THE TASK:
Below are some records. Count the lines with "styled" in them and give nothing but the total.

LISTED ENTRIES:
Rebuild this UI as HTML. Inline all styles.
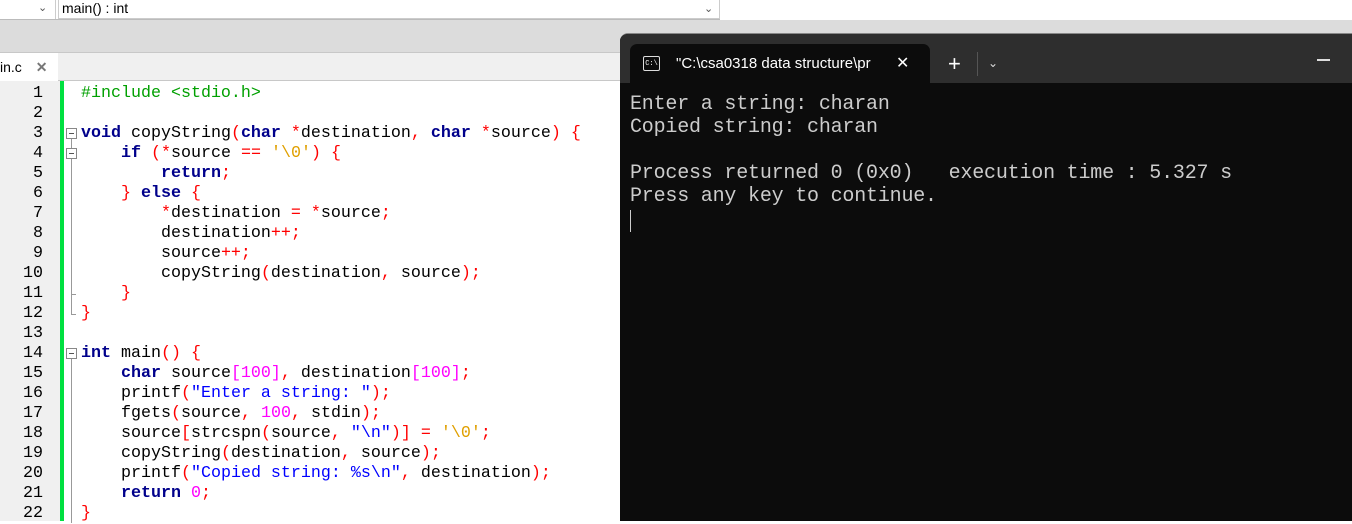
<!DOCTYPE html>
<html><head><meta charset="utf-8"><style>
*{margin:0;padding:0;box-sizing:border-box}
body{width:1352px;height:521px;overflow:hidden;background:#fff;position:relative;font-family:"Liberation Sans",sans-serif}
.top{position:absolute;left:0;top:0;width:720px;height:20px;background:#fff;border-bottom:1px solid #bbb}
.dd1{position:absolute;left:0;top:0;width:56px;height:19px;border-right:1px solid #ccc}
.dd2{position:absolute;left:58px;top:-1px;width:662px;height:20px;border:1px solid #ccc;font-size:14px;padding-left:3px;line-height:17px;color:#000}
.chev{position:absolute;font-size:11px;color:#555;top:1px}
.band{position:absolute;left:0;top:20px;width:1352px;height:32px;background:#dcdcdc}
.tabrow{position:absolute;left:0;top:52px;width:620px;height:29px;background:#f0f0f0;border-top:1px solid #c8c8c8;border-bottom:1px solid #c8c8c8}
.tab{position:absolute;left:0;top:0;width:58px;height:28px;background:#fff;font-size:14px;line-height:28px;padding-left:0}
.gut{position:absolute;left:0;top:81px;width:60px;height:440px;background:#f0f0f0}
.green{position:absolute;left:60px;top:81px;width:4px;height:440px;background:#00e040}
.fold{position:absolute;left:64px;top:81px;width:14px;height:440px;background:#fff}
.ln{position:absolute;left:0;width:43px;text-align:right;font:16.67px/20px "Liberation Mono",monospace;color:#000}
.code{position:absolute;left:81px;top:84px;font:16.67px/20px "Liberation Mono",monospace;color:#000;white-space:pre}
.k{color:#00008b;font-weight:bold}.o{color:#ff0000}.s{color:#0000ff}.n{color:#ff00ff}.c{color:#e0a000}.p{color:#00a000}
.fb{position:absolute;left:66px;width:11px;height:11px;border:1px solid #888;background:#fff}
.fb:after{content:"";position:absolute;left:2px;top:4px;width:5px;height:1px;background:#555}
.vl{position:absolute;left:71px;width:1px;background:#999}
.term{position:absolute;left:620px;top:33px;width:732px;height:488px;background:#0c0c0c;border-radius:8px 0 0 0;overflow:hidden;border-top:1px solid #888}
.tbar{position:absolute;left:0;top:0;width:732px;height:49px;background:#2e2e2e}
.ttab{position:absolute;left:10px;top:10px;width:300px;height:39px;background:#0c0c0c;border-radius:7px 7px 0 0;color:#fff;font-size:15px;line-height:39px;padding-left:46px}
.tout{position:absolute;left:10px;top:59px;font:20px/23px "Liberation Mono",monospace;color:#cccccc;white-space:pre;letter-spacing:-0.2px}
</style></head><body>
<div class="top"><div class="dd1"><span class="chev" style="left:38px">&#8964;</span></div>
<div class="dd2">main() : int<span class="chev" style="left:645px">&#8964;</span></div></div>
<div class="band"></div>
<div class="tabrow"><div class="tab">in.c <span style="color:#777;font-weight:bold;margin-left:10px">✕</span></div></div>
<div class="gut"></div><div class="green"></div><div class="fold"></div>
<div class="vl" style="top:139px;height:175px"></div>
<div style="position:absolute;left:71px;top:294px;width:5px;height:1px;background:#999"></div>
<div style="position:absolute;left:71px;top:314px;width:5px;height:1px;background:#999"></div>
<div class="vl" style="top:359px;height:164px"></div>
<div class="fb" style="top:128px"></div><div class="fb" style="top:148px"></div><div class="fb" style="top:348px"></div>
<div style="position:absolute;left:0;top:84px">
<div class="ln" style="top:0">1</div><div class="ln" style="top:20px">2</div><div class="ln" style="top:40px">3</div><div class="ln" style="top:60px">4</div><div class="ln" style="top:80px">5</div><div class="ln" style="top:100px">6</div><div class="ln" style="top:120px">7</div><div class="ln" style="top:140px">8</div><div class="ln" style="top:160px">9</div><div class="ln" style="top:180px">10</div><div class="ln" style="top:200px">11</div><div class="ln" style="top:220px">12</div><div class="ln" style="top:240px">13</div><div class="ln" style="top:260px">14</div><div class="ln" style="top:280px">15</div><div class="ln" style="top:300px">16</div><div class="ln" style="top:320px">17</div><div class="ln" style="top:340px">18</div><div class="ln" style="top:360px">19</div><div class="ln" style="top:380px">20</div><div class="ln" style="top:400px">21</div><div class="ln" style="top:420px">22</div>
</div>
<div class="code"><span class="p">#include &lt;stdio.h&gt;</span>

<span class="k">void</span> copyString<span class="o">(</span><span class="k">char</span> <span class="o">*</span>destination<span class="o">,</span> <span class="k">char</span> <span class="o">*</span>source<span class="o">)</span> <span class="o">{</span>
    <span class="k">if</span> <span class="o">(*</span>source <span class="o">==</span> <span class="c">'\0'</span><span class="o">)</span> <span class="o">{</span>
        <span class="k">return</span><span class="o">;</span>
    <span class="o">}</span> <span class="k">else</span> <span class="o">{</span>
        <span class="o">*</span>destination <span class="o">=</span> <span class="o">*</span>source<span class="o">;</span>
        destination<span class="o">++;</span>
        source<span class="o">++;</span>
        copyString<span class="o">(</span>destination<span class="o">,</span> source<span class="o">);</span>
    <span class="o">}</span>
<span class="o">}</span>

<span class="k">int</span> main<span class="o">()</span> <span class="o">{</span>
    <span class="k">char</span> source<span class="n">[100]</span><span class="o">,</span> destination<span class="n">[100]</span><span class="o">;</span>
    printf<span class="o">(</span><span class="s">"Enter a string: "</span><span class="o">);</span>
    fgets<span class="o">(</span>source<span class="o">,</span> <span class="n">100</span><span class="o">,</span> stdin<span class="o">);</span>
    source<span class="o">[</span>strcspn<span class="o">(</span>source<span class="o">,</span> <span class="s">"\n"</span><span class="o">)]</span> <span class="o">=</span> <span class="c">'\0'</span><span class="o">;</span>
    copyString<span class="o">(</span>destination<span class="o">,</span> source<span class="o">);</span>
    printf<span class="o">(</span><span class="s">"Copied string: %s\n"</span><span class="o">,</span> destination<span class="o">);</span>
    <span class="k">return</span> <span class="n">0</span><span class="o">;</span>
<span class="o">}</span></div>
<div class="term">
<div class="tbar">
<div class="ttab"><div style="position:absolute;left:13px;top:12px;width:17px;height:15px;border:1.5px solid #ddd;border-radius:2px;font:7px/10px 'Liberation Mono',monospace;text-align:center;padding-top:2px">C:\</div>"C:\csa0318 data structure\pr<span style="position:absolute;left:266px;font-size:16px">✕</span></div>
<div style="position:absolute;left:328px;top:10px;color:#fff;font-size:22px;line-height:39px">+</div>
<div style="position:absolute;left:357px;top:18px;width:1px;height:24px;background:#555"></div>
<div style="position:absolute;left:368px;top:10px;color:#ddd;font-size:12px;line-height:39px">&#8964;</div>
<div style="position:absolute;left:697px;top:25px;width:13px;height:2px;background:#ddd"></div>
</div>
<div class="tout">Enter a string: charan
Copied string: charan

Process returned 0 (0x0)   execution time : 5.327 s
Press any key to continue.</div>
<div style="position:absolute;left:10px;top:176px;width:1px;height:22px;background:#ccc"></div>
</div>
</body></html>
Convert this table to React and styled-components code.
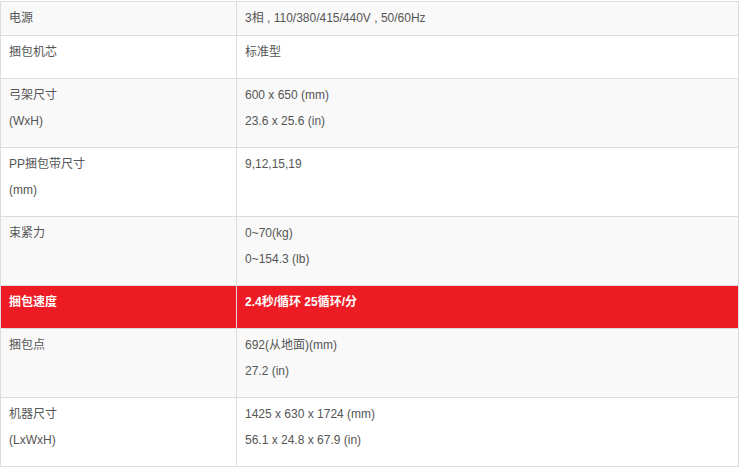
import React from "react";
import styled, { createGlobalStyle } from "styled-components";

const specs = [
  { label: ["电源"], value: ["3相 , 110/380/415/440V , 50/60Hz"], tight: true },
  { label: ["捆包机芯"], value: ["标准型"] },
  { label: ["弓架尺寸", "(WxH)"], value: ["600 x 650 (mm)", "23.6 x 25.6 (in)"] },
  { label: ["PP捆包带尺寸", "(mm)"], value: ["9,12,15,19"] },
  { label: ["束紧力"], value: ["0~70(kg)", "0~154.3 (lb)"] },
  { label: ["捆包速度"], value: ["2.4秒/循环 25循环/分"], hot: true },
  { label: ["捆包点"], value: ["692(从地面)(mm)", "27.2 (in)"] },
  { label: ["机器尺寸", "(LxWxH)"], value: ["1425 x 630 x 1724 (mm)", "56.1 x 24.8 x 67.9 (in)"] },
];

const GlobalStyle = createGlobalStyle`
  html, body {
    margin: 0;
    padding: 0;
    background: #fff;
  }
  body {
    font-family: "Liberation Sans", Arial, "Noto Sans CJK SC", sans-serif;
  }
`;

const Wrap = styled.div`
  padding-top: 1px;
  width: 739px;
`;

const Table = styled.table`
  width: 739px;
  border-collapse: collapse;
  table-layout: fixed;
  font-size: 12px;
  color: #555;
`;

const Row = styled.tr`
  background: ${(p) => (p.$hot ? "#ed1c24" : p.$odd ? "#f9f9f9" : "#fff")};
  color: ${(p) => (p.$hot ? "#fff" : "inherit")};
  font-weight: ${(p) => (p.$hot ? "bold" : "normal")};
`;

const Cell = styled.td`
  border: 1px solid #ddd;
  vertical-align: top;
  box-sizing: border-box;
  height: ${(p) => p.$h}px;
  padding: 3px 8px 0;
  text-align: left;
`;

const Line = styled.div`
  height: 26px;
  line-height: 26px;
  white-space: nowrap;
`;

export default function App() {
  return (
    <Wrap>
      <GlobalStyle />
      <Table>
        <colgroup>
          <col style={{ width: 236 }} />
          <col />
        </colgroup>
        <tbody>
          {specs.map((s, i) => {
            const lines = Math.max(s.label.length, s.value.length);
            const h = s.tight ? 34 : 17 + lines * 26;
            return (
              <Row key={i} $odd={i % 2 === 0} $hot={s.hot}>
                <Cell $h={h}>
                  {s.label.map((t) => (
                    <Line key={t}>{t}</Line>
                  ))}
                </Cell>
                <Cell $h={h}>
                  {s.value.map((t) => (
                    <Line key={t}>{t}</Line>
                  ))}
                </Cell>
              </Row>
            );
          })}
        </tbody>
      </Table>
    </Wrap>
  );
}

WRITTEN SOLUTION:
7